*** DATA SHOWN
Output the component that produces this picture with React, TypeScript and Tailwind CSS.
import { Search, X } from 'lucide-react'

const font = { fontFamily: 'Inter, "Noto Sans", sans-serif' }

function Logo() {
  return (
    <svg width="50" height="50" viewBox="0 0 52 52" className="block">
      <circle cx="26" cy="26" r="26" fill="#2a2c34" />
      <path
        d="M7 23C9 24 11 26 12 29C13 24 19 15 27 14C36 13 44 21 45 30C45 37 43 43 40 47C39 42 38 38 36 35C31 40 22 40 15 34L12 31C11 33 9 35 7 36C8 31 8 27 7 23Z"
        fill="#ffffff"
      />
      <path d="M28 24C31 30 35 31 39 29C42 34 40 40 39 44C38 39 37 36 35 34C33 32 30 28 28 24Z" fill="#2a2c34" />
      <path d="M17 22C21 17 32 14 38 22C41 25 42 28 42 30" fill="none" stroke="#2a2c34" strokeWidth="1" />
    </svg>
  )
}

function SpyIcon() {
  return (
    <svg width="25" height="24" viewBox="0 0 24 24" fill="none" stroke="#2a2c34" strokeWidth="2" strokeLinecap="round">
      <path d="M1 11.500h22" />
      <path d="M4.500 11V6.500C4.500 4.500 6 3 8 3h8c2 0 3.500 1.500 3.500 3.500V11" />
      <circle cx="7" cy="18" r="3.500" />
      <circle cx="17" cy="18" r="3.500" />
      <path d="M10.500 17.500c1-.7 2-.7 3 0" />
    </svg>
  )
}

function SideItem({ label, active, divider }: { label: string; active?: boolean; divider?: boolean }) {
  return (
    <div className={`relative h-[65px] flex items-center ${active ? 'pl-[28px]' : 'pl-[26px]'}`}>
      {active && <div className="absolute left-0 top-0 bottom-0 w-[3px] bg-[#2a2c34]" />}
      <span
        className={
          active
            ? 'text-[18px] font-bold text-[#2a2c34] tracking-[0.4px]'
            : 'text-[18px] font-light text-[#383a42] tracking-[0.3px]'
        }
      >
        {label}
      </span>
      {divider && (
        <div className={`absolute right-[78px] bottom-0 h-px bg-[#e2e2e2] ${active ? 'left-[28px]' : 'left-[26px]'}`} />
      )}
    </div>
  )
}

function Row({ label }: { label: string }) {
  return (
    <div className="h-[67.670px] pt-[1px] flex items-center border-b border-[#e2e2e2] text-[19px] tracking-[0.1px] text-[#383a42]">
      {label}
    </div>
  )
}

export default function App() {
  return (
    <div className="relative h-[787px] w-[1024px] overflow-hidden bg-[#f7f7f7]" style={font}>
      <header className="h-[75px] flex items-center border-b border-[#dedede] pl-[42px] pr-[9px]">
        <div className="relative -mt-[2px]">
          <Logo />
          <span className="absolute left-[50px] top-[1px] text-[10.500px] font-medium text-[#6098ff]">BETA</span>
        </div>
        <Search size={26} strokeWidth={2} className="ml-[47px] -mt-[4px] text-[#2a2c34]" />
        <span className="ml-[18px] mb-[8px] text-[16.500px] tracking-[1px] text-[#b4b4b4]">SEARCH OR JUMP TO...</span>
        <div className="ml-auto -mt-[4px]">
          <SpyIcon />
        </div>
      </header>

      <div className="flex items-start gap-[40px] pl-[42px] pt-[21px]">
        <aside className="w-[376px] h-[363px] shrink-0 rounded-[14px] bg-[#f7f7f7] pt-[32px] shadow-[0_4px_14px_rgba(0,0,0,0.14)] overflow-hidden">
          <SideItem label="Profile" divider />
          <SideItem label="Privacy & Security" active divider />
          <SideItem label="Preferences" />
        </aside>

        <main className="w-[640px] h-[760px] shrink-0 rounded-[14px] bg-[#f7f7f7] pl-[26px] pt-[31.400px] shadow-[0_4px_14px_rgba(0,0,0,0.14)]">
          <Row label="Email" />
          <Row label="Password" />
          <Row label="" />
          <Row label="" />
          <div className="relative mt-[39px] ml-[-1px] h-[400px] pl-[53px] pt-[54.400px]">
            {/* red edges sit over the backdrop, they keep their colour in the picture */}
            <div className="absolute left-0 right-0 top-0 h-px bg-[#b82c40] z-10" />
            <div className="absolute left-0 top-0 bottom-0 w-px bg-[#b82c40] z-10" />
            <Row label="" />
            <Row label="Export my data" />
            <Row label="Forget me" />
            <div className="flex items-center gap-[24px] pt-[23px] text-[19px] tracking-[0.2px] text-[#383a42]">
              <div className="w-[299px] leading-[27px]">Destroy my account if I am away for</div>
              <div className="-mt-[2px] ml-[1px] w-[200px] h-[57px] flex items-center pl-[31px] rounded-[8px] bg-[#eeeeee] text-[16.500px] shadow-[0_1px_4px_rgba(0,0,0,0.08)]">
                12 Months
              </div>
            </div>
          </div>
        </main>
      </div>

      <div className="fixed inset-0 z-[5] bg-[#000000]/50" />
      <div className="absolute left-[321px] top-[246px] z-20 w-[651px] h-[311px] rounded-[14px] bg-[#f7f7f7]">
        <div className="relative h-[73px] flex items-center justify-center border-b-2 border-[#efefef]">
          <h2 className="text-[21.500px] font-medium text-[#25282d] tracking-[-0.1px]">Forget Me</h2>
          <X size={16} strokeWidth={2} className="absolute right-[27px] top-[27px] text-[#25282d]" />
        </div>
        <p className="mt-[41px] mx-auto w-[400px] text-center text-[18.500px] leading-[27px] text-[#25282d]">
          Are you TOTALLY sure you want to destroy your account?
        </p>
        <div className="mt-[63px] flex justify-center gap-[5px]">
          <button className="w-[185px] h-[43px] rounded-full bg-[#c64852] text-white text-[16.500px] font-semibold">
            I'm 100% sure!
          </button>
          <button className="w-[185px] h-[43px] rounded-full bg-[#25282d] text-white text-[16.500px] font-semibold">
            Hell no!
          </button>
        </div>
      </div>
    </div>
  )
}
******
● **TASK**
Go through the material and select each line with the string "picture" in it.

● **THE RESULT**
Output the component that produces this picture with React, TypeScript and Tailwind CSS.
            {/* red edges sit over the backdrop, they keep their colour in the picture */}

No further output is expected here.